FOR IMMEDIATE RELEASE, 23 FEB 05
Contact: Lynn Marla, 517-241-2225

Hunter Safety Instructor Class Planned for Women

The Michigan Department of Natural Resources Becoming an Outdoors-Woman (BOW) program today announced the creation of the first-ever, all-women's hunter safety instructor class. The class will take place from 8 a.m. to 5 p.m. Saturday, April 16, at the Frankenmuth Conservation Club.

"There is a great need for more women to become certified hunter safety instructors," said Lt. Sherry Chandler, recreation supervisor for the DNR Law Enforcement Division. "We are looking for enthusiastic women who are interested in helping expand the horizons and hunting opportunities for youngsters and non-hunting women."

Hunter safety instructors must be at least 18 years of age and must have prior hunting experience or have taken a hunter safety course. Participants will spend time outdoors, practicing safe firearm handling skills on the shooting range and learning about tree stand safety. The classroom session covers hunting rules and regulations, state game laws and ethics. Participants must pass a written exam and complete a one-year mentoring program to become a certified instructor.

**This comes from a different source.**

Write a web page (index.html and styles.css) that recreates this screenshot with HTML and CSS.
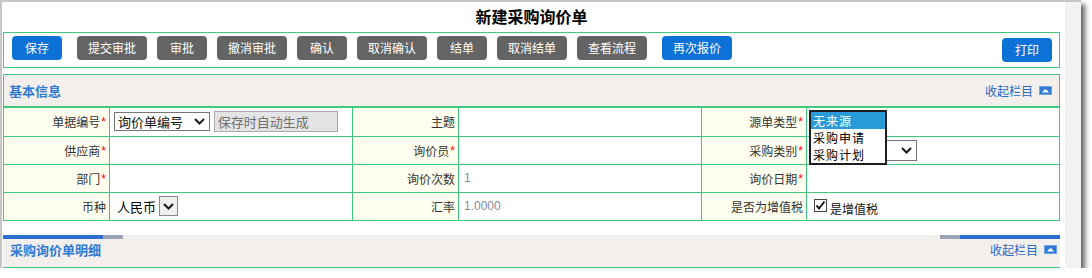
FILE: index.html
```html
<!DOCTYPE html>
<html lang="zh-CN">
<head>
<meta charset="utf-8">
<title>新建采购询价单</title>
<link rel="stylesheet" href="styles.css">
</head>
<body>
<div class="frame">
  <div class="page">
    <h1 class="title">新建采购询价单</h1>
    <div class="toolbar">
      <button class="btn btn-blue btn-first">保存</button>
      <button class="btn">提交审批</button>
      <button class="btn">审批</button>
      <button class="btn">撤消审批</button>
      <button class="btn">确认</button>
      <button class="btn">取消确认</button>
      <button class="btn">结单</button>
      <button class="btn">取消结单</button>
      <button class="btn">查看流程</button>
      <button class="btn btn-blue btn-resub">再次报价</button>
      <button class="btn btn-blue btn-print">打印</button>
    </div>

    <div class="section">
      <div class="sec-head">
        <span class="sec-title">基本信息</span>
        <a class="collapse">收起栏目<svg class="cicon" width="13" height="9" viewBox="0 0 13 9"><rect x="0.5" y="0.5" width="12" height="8" fill="#2e7bd6" stroke="#6fa3e2"/><polygon points="3,6.5 5.5,3.5 7.5,3.5 10,6.5" fill="#fff"/></svg></a>
      </div>
      <table class="form">
        <colgroup>
          <col class="c-label"><col class="c-val"><col class="c-label"><col class="c-val"><col class="c-label3"><col>
        </colgroup>
        <tr>
          <td class="lbl">单据编号<i class="req">*</i></td>
          <td class="val">
            <span class="sel sel-no">询价单编号<svg class="chev" width="11" height="7" viewBox="0 0 11 7"><polyline points="1,1 5.5,5.5 10,1" fill="none" stroke="#1a1a1a" stroke-width="2"/></svg></span>
            <span class="inp-dis">保存时自动生成</span>
          </td>
          <td class="lbl">主题</td>
          <td class="val"></td>
          <td class="lbl">源单类型<i class="req">*</i></td>
          <td class="val rel">
            <div class="listbox">
              <div class="opt opt-on">无来源</div>
              <div class="opt">采购申请</div>
              <div class="opt">采购计划</div>
            </div>
          </td>
        </tr>
        <tr>
          <td class="lbl">供应商<i class="req">*</i></td>
          <td class="val"></td>
          <td class="lbl">询价员<i class="req">*</i></td>
          <td class="val"></td>
          <td class="lbl">采购类别<i class="req">*</i></td>
          <td class="val"><span class="sel sel-cat"><svg class="chev" width="11" height="7" viewBox="0 0 11 7"><polyline points="1,1 5.5,5.5 10,1" fill="none" stroke="#1a1a1a" stroke-width="2"/></svg></span></td>
        </tr>
        <tr>
          <td class="lbl">部门<i class="req">*</i></td>
          <td class="val"></td>
          <td class="lbl">询价次数</td>
          <td class="val num">1</td>
          <td class="lbl">询价日期<i class="req">*</i></td>
          <td class="val"></td>
        </tr>
        <tr>
          <td class="lbl">币种</td>
          <td class="val"><span class="cur">人民币<span class="cur-btn"><svg width="11" height="7" viewBox="0 0 11 7"><polyline points="1,1 5.5,5.5 10,1" fill="none" stroke="#1a1a1a" stroke-width="2"/></svg></span></span></td>
          <td class="lbl">汇率</td>
          <td class="val num">1.0000</td>
          <td class="lbl">是否为增值税</td>
          <td class="val"><span class="chk"><svg width="13" height="13" viewBox="0 0 13 13"><rect x="0.5" y="0.5" width="12" height="12" fill="#fff" stroke="#444"/><polyline points="2.5,6.5 5,9.5 10.5,2.5" fill="none" stroke="#1a1a1a" stroke-width="2"/></svg><span class="chk-txt">是增值税</span></span></td>
        </tr>
      </table>
    </div>

    <div class="detail">
      <div class="bars"><span class="bar-l"></span><span class="bar-r"></span></div>
      <div class="detail-row">
        <span class="sec-title">采购询价单明细</span>
        <a class="collapse">收起栏目<svg class="cicon" width="13" height="9" viewBox="0 0 13 9"><rect x="0.5" y="0.5" width="12" height="8" fill="#2e7bd6" stroke="#6fa3e2"/><polygon points="3,6.5 5.5,3.5 7.5,3.5 10,6.5" fill="#fff"/></svg></a>
      </div>
    </div>
  </div>
  <div class="track"></div>
</div>
</body>
</html>
```
FILE: styles.css
```css
html, body {
  margin: 0;
  padding: 0;
  background: #fff;
}
body {
  font-family: "Noto Sans CJK SC", "Liberation Sans", sans-serif;
  color: #333;
}
.frame {
  width: 1079px;
  height: 266px;
  border-top: 2px solid #c6c6c6;
  border-left: 2px solid #c6c6c6;
  display: flex;
  box-shadow: 4px 4px 5px rgba(0, 0, 0, 0.6);
}
.page {
  flex: 0 0 1063px;
  box-sizing: border-box;
  padding: 0 5px 0 1px;
  background: #fff;
}
.track {
  flex: 1;
  background: #f2f2f2;
}
.title {
  margin: 0;
  height: 30px;
  line-height: 28px;
  text-align: center;
  font-size: 16px;
  font-weight: bold;
  color: #000;
}
.toolbar {
  display: flex;
  align-items: flex-start;
  gap: 10px;
  border: 1px solid #41c87f;
  height: 36px;
  box-sizing: border-box;
  padding: 3px 7px 0 8px;
}
.btn {
  height: 24px;
  min-width: 50px;
  padding: 0 11px;
  box-sizing: border-box;
  border: 0;
  border-radius: 4px;
  background: #646464;
  color: #fff;
  font-family: "Noto Sans CJK SC", sans-serif;
  font-size: 12px;
  line-height: 24px;
}
.btn-blue { background: #0d72d8; }
.btn-first { margin-right: 5px; }
.btn-resub { margin-left: 5px; }
.btn-print { margin-left: auto; margin-top: 2px; }

.section {
  margin-top: 6px;
}
.sec-head {
  height: 34px;
  box-sizing: border-box;
  border: 1px solid #41c87f;
  border-bottom: 2px solid #41c87f;
  background: #f2efec;
  display: flex;
  align-items: center;
  justify-content: space-between;
  padding: 0 7px 0 5px;
}
.sec-title {
  font-size: 13px;
  font-weight: bold;
  color: #2f7ad3;
}
.collapse {
  font-size: 12px;
  color: #2a67c4;
  display: inline-flex;
  align-items: center;
  gap: 6px;
}
.cicon { display: block; }

.form {
  width: 100%;
  border-collapse: collapse;
  table-layout: fixed;
}
.c-label { width: 106px; }
.c-val { width: 243px; }
.c-label3 { width: 105px; }
.form td {
  border: 1px solid #41c87f;
  height: 28px;
  padding: 0;
  font-size: 12px;
  box-sizing: border-box;
}
.form tr:first-child td { border-top: 0; }
.lbl {
  background: #fffff0;
  text-align: right;
  padding-right: 3px !important;
  color: #333;
}
.val {
  background: #fff;
  padding-left: 4px !important;
}
.rel { position: relative; }
.req {
  font-style: normal;
  color: #f00;
  font-family: "Liberation Sans", sans-serif;
  font-size: 12px;
  margin-left: 1px;
  vertical-align: 1px;
}
.num {
  font-family: "Liberation Sans", sans-serif;
  font-size: 13px;
  color: #7f8b9c;
  padding-left: 5px !important;
}
.sel {
  display: inline-flex;
  align-items: center;
  justify-content: space-between;
  box-sizing: border-box;
  height: 19px;
  border: 1px solid #767676;
  background: #fff;
  font-size: 13px;
  color: #111;
  padding: 0 4px 0 3px;
  vertical-align: middle;
}
.sel-no { width: 96px; }
.sel-cat { width: 108px; height: 21px; justify-content: flex-end; padding-right: 4px; margin-left: -2px; }
.chev { display: block; }
.inp-dis {
  display: inline-block;
  box-sizing: border-box;
  width: 124px;
  height: 21px;
  line-height: 19px;
  border: 1px solid #a9a9a9;
  background: #e4e4e4;
  color: #6f6f6f;
  font-size: 13px;
  padding-left: 3px;
  margin-left: 1px;
  vertical-align: middle;
}
.listbox {
  position: absolute;
  left: 2px;
  top: 2px;
  width: 78px;
  box-sizing: border-box;
  border: 2px solid #1e1e1e;
  background: #fff;
  z-index: 2;
}
.opt {
  height: 17px;
  line-height: 17px;
  font-size: 12px;
  color: #000;
  padding-left: 2px;
  letter-spacing: 1px;
  overflow: hidden;
}
.opt-on {
  background: #2a9bd9;
  color: #fff;
}
.cur {
  display: inline-flex;
  align-items: center;
  font-size: 13px;
  color: #000;
  gap: 3px;
  margin-left: 3px;
}
.cur-btn {
  display: inline-flex;
  align-items: center;
  justify-content: center;
  width: 19px;
  height: 20px;
  box-sizing: border-box;
  border: 1px solid #8a8a8a;
  background: #efefef;
}
.chk {
  display: inline-flex;
  align-items: center;
  gap: 3px;
  margin-left: 3px;
}
.chk svg { display: block; margin-top: -2px; }
.chk-txt {
  font-size: 12px;
  color: #111;
  margin-top: 5px;
}

.detail {
  margin-top: 14px;
  height: 33px;
  box-sizing: border-box;
  background: #f2efec;
  border-bottom: 1px solid #41c87f;
}
.bars {
  display: flex;
  justify-content: space-between;
  height: 4px;
}
.bar-l {
  width: 120px;
  background: linear-gradient(to right, #2c6fd0 0, #2c6fd0 100px, #98a3b7 100px);
}
.bar-r {
  width: 120px;
  background: linear-gradient(to right, #98a3b7 0, #98a3b7 20px, #2c6fd0 20px);
}
.detail-row {
  display: flex;
  justify-content: space-between;
  align-items: center;
  height: 22px;
  padding: 0 3px 0 7px;
}
```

The class registration fee is $25. Each participant will receive a special long-sleeve shirt and several "tools for teaching." Lunch also will be provided. The Frankenmuth Conservation Club is located at 8415 East Curtis Road in Frankenmuth.

The Michigan Recreational Safety Training Instructor Application and the Hunter Education Instructor Class for Women registration form must be completed and returned to the DNR Law Enforcement Division, P.O. Box 30031, Lansing, MI 38909. These forms also are available on the DNR Web site at www.michigan.gov/dnr.

"The BOW program is very excited to offer this opportunity and we plan to make it fun-filled and informative," said BOW Program Coordinator Lynn Marla. "Hunting and outdoor recreation are just a part of our state's great quality of life. I encourage women interested in hunting to join us."

Many other outdoor programs for women are scheduled this year across
Michigan. To learn more about this program or additional opportunities,
contact Marla at (517) 241-2225 or send an e-mail to [email protected].


----------



## Lady Bird Doggin (Dec 14, 2004)

I would like to learn a little more about this. How do I apply??? I went to the website but not sure exactly how to find the application to fill out

Sarah


----------



## L80rider (Apr 3, 2002)

Sarah, 

Go to MI DNR website: http://www.michigan.gov/dnr

Then go to the bottom of the page

Click on Becoming an Outdoors Women

Then go down to Schedules and Events:

Hunter Education Instructor Class for women

For additional information contact Karen Stevens (517) 641-4903

Should be a GREAT learning experience and Wonderful time.

Hope to see you there.

Cheers, 
Gail


----------



## mommabear (Jul 8, 2004)

The turn around from sending the application in and getting your conformation
letter was fast anyone else planning on attending?


----------



## Lady Bird Doggin (Dec 14, 2004)

Thanks Gail-
I'm checking into it, not too sure if I'll have time. I just started working a second job, I have 2 kids and trial season is coming up  

I'm a pretty busy girl

Thanks again
Sarah


----------